DATASET EXTRACT —

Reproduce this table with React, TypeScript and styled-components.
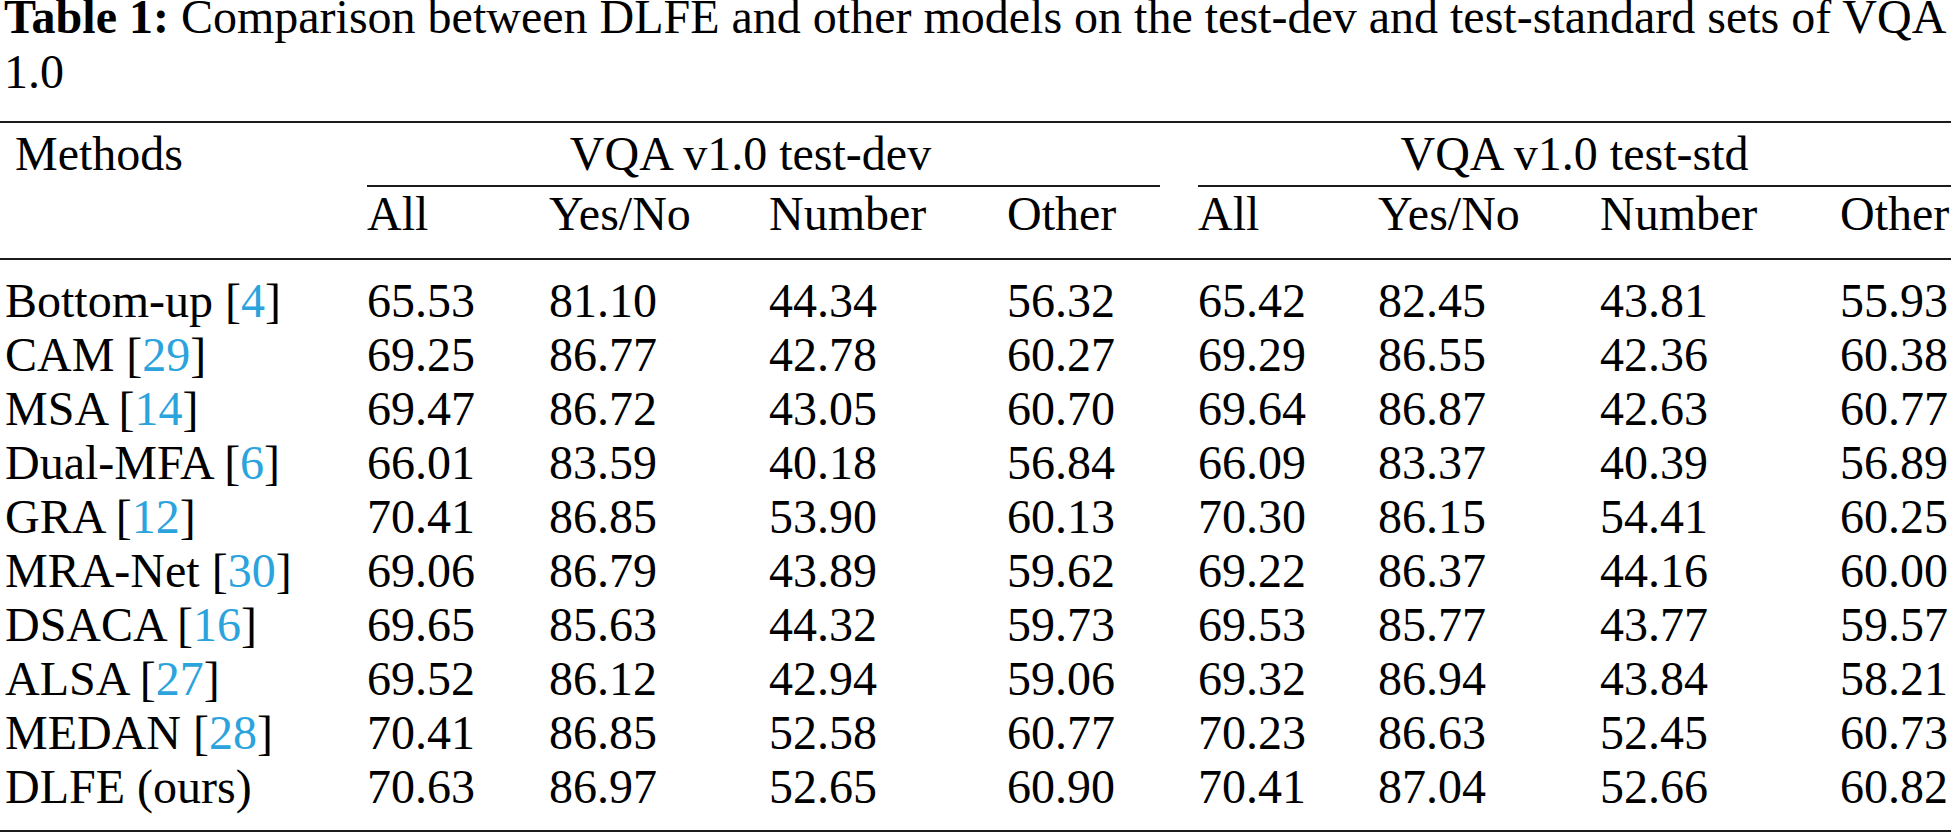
import React from 'react'
import styled, { createGlobalStyle } from 'styled-components'

const GlobalStyle = createGlobalStyle`
    html, body {
        margin: 0;
        padding: 0;
        background: #ffffff;
    }
    body {
        font-family: 'Liberation Serif', 'Times New Roman', serif;
        color: #000;
        width: 1955px;
        height: 836px;
        overflow: hidden;
    }
`

const COLS = '362px 182px 220px 238px 191px 180px 222px 240px 1fr'

const Page = styled.div`
    padding: 0 4px 0 0;
    font-size: 48px;
`

const Caption = styled.div`
    margin-top: -11px;
    padding-left: 4px;
    line-height: 55px;
    white-space: nowrap;

    b {
        font-weight: 700;
    }
`

const Table = styled.div`
    margin-top: 22px;
    border-top: 2px solid #1c1c1c;
    border-bottom: 2px solid #1c1c1c;
`

const Row = styled.div`
    display: grid;
    grid-template-columns: ${COLS};
    padding-left: 5px;
    white-space: nowrap;
`

const GroupRow = styled(Row)`
    height: 64px;
    line-height: 62px;
`

const SubRow = styled(Row)`
    line-height: 53px;
    padding-bottom: 18px;
    border-bottom: 2px solid #1c1c1c;
`

const Body = styled.div`
    padding: 14px 0 16px;
`

const DataRow = styled(Row)`
    height: 54px;
    line-height: 54px;
`

const Cell = styled.div<{ $indent?: number }>`
    padding-left: ${({ $indent }) => $indent || 0}px;
`

const Group = styled.div<{ $span: string; $trim?: number; $shift?: number }>`
    grid-column: ${({ $span }) => $span};
    text-align: center;
    height: 62px;
    margin-right: ${({ $trim }) => $trim || 0}px;
    padding-right: ${({ $shift }) => $shift || 0}px;
    border-bottom: 2px solid #1c1c1c;
`

const Ref = styled.span`
    color: #2ba3dc;
`

type Entry = { name: string; ref?: number; dev: string[]; std: string[] }

const rows: Entry[] = [
    { name: 'Bottom-up', ref: 4, dev: ['65.53', '81.10', '44.34', '56.32'], std: ['65.42', '82.45', '43.81', '55.93'] },
    { name: 'CAM', ref: 29, dev: ['69.25', '86.77', '42.78', '60.27'], std: ['69.29', '86.55', '42.36', '60.38'] },
    { name: 'MSA', ref: 14, dev: ['69.47', '86.72', '43.05', '60.70'], std: ['69.64', '86.87', '42.63', '60.77'] },
    { name: 'Dual-MFA', ref: 6, dev: ['66.01', '83.59', '40.18', '56.84'], std: ['66.09', '83.37', '40.39', '56.89'] },
    { name: 'GRA', ref: 12, dev: ['70.41', '86.85', '53.90', '60.13'], std: ['70.30', '86.15', '54.41', '60.25'] },
    { name: 'MRA-Net', ref: 30, dev: ['69.06', '86.79', '43.89', '59.62'], std: ['69.22', '86.37', '44.16', '60.00'] },
    { name: 'DSACA', ref: 16, dev: ['69.65', '85.63', '44.32', '59.73'], std: ['69.53', '85.77', '43.77', '59.57'] },
    { name: 'ALSA', ref: 27, dev: ['69.52', '86.12', '42.94', '59.06'], std: ['69.32', '86.94', '43.84', '58.21'] },
    { name: 'MEDAN', ref: 28, dev: ['70.41', '86.85', '52.58', '60.77'], std: ['70.23', '86.63', '52.45', '60.73'] },
    { name: 'DLFE (ours)', dev: ['70.63', '86.97', '52.65', '60.90'], std: ['70.41', '87.04', '52.66', '60.82'] },
]

const metrics = ['All', 'Yes/No', 'Number', 'Other']

export default function App() {
    return (
        <Page>
            <GlobalStyle />
            <Caption>
                <b>Table 1:</b> Comparison between DLFE and other models on the test-dev and test-standard sets of VQA
                <br />
                1.0
            </Caption>
            <Table>
                <GroupRow>
                    <Cell $indent={10}>Methods</Cell>
                    <Group $span="2 / 6" $trim={38} $shift={26}>VQA v1.0 test-dev</Group>
                    <Group $span="6 / 10">VQA v1.0 test-std</Group>
                </GroupRow>
                <SubRow>
                    <Cell />
                    {metrics.map((m) => <Cell key={'d' + m}>{m}</Cell>)}
                    {metrics.map((m) => <Cell key={'s' + m}>{m}</Cell>)}
                </SubRow>
                <Body>
                    {rows.map((r) => (
                        <DataRow key={r.name}>
                            <Cell>
                                {r.name}
                                {r.ref !== undefined && (
                                    <> [<Ref>{r.ref}</Ref>]</>
                                )}
                            </Cell>
                            {r.dev.map((v, i) => <Cell key={'d' + i}>{v}</Cell>)}
                            {r.std.map((v, i) => <Cell key={'s' + i}>{v}</Cell>)}
                        </DataRow>
                    ))}
                </Body>
            </Table>
        </Page>
    )
}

PROBLEM TO WORK ON — The lines from the start of the data through the line that contains "const COLS = '362px" are to be returned exactly, please, with both ends included and every picture left out.

THE RESULT —
Reproduce this table with React, TypeScript and styled-components.
import React from 'react'
import styled, { createGlobalStyle } from 'styled-components'

const GlobalStyle = createGlobalStyle`
    html, body {
        margin: 0;
        padding: 0;
        background: #ffffff;
    }
    body {
        font-family: 'Liberation Serif', 'Times New Roman', serif;
        color: #000;
        width: 1955px;
        height: 836px;
        overflow: hidden;
    }
`

const COLS = '362px 182px 220px 238px 191px 180px 222px 240px 1fr'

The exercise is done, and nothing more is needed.